* Problem statement
Look through the data below. Collect every line where the word "styled" occurs.

━━━━━ Given information

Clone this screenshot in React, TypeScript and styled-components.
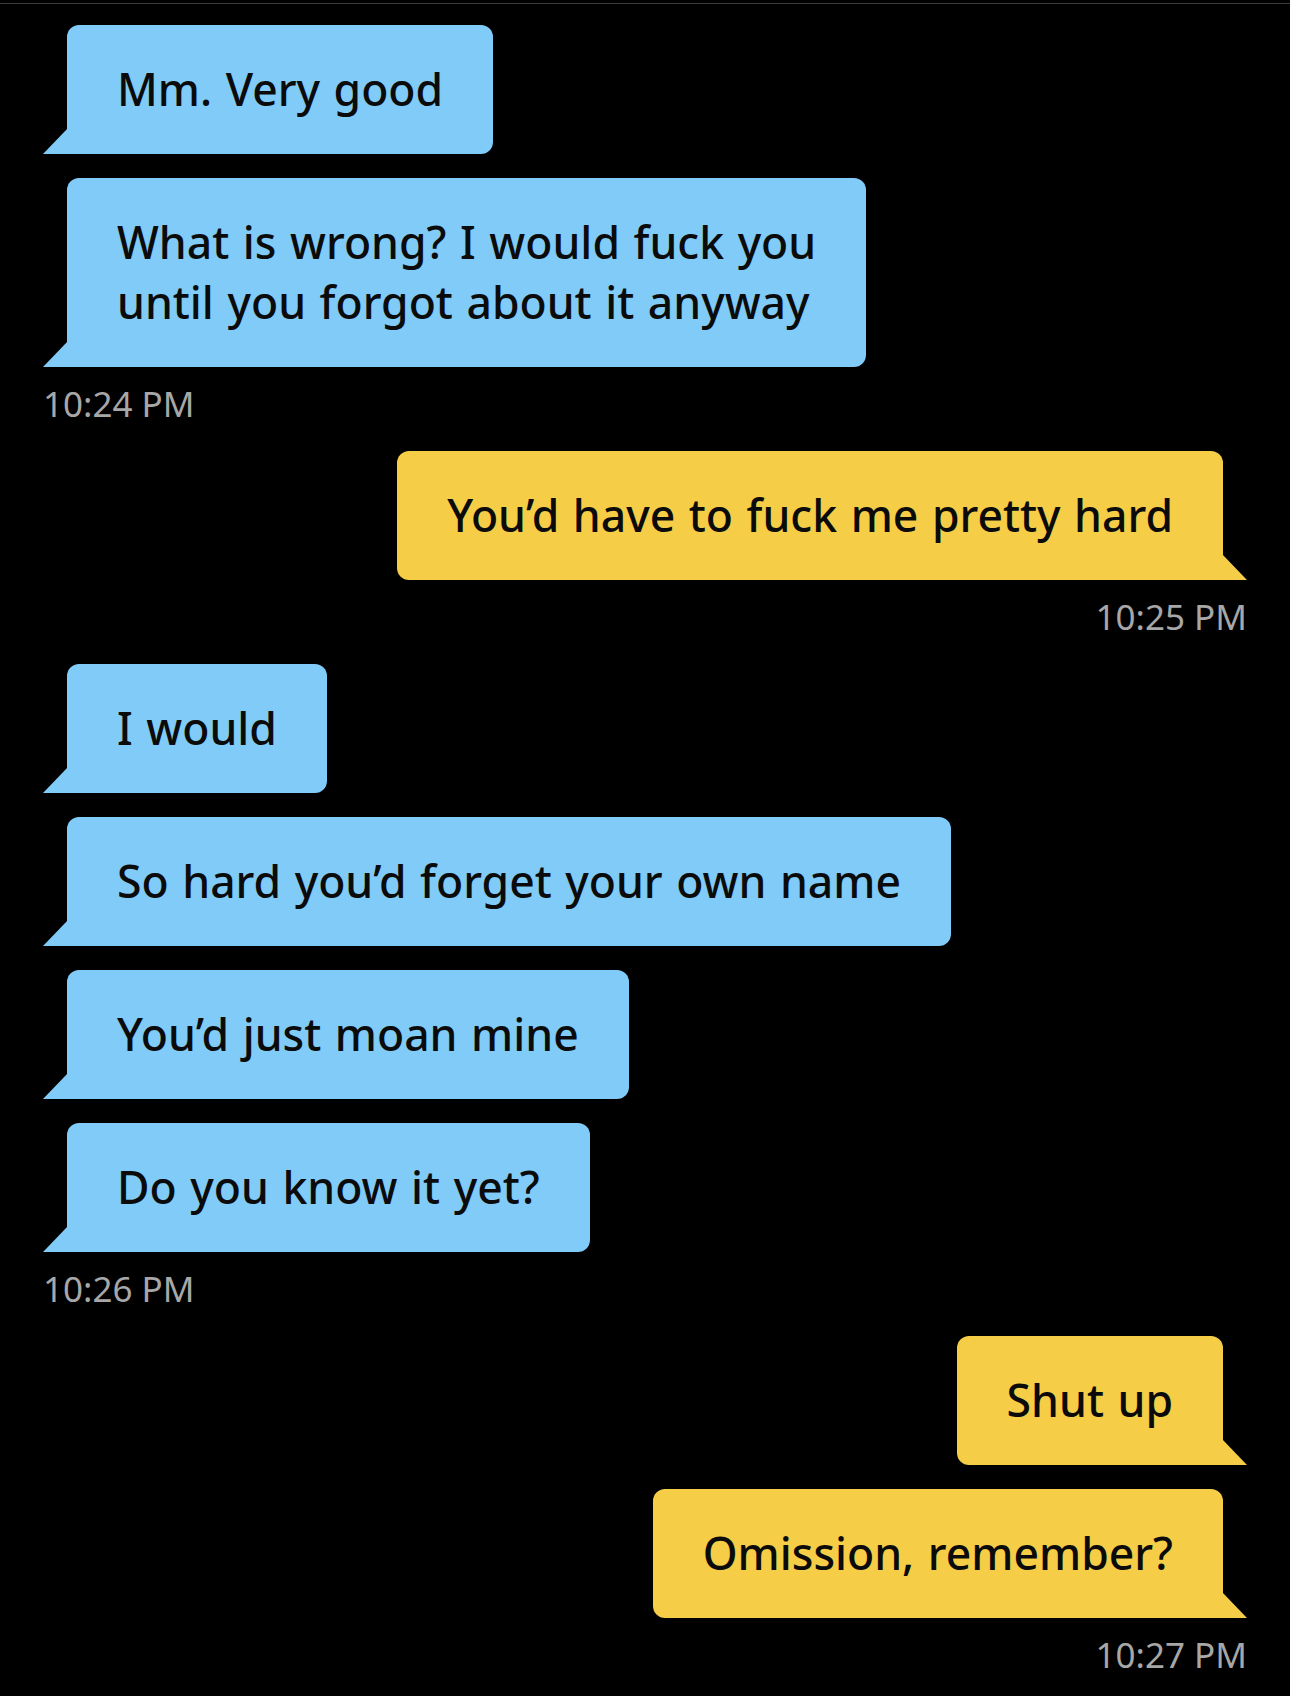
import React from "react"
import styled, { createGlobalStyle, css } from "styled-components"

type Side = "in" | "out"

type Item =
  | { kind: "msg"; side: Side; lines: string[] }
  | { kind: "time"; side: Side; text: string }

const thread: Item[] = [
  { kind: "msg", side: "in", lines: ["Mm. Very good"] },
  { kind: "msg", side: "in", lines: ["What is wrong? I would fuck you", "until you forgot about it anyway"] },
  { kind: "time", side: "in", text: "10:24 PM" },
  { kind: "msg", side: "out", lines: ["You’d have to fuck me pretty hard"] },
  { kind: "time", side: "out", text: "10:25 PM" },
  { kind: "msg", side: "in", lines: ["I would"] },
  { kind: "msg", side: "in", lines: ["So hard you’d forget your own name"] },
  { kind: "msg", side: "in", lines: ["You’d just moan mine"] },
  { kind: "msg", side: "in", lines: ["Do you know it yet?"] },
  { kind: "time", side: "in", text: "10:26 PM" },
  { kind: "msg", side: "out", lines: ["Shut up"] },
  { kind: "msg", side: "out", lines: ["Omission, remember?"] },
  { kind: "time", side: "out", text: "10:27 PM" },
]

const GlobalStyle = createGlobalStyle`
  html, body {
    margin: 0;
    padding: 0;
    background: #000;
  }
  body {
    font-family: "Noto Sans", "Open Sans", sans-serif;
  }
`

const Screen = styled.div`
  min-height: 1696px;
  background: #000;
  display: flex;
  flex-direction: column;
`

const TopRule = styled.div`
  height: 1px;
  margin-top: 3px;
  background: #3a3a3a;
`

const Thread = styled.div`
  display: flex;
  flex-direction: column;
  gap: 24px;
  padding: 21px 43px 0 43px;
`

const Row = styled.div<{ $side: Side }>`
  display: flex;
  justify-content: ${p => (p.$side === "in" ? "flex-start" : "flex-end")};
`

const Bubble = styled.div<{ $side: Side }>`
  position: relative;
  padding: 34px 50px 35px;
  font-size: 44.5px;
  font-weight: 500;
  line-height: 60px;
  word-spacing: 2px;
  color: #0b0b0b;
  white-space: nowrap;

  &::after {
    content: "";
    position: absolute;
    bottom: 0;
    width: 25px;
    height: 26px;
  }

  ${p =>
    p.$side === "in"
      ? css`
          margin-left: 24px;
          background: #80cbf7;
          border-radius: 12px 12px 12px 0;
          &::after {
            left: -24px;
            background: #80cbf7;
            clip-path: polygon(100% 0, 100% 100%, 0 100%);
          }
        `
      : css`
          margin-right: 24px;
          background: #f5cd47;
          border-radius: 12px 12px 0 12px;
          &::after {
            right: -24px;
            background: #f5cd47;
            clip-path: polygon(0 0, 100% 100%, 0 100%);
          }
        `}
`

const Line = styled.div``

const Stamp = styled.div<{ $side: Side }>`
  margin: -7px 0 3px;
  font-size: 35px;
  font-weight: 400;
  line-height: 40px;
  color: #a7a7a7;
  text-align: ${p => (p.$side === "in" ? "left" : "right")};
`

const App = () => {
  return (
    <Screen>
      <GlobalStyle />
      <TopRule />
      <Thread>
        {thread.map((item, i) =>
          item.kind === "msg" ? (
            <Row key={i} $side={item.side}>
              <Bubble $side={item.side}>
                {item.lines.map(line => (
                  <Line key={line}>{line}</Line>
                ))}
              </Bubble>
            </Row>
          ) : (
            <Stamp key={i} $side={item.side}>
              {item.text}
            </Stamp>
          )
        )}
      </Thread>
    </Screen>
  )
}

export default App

━━━━━━━━━━

* Result
Clone this screenshot in React, TypeScript and styled-components.
import styled, { createGlobalStyle, css } from "styled-components"
const Screen = styled.div`
const TopRule = styled.div`
const Thread = styled.div`
const Row = styled.div<{ $side: Side }>`
const Bubble = styled.div<{ $side: Side }>`
const Line = styled.div``
const Stamp = styled.div<{ $side: Side }>`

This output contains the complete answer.